DHA and ARA in Infant Formula

In recent years there has been a great deal of talk about the importance of certain fatty acids known as DHA and ARA. These fatty acids are found naturally in breast milk, and can be made by the body from other fatty acids in the diet. They are believed to be essential for proper eye and brain development in babies, and a synthetic version is now added to nearly every baby formula on the market.

What are DHA and ARA?

DHA (docosahexaenoic acid) and ARA (arachidonic acid) are polyunsaturated fatty acids that are naturally found in some foods such as fish and eggs, as well as in breast milk. Also called lipids, these are essential to the body, and are known to be present in large quantities in the eyes and brains of newborn babies.

What are the Benefits of DHA and ARA?

These fatty acids are part of a group of fats known as Omega-3’s, which are considered to be the healthiest fats for the human body. Omega-3’s have been connected with a reduction in heart disease in adults. The evidence for the benefits of adding these substances to infant formula is mixed. Some studies suggest that the additives can have a short-term positive impact on visual and neural development. Because these additives are fairly new, however, there is not much in the way of long-term evidence of benefits to baby.

DHA and ARA in Formula

Because breast milk contains natural DHA and ARA, and babies who are breast fed have higher levels of the important lipids in their systems, formula manufacturers have started adding the synthetic forms of DHA and ARA to their products. Although they claim this makes their formula a lot closer to breast milk, it is important to recognize that the versions of the fatty acids being added to formula are not the same as the natural version found in breast milk.
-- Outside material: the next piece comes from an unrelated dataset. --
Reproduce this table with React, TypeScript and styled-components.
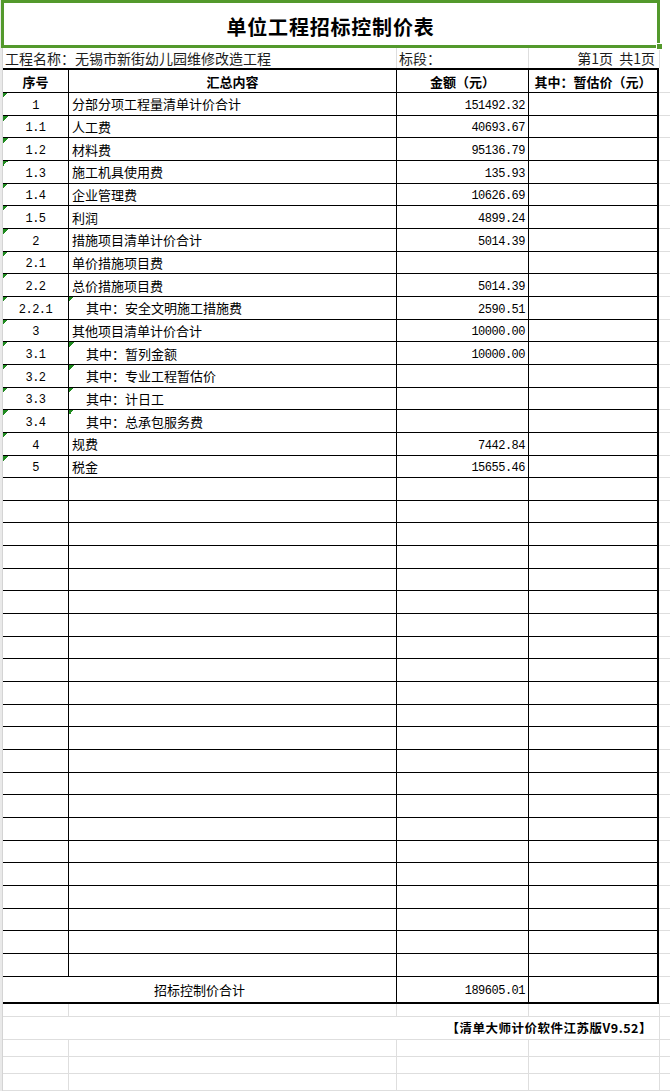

Until more research is done, it is difficult to say whether or not these additives are beneficial or even safe. There is some concern that the synthetic versions of fatty acids could cause some side effects. The FDA has approved these additives for use in infant formulas, however, and at this time almost all formulas do contain them.

Although formulas already contain other fats that the body can use to create DHA and ARA, they will not reach the same levels as breastfed babies. Adding the synthetic version of the lipids brings the levels of DHA and ARA in a formula fed baby up to a level nearly on par with a baby who receives them through breast milk.

The bottom line: if you are really concerned about the DHA and ARA your baby needs, the best choice is to breast feed, as your baby will receive the natural version of the fats that is the same as those the body produces. If it isn’t possible, then infant formulas fortified with fatty acids are a good alternative. Until much more research is done, however, it is impossible to know for sure that these additives are providing any real long-term benefit to babies.

If you would prefer to feed your baby a formula that does not contain DHA and ARA additives, there are some still available, but you might pay more for them. Discuss the benefits and possible risks of the options with your baby’s doctor in order to make an informed decision.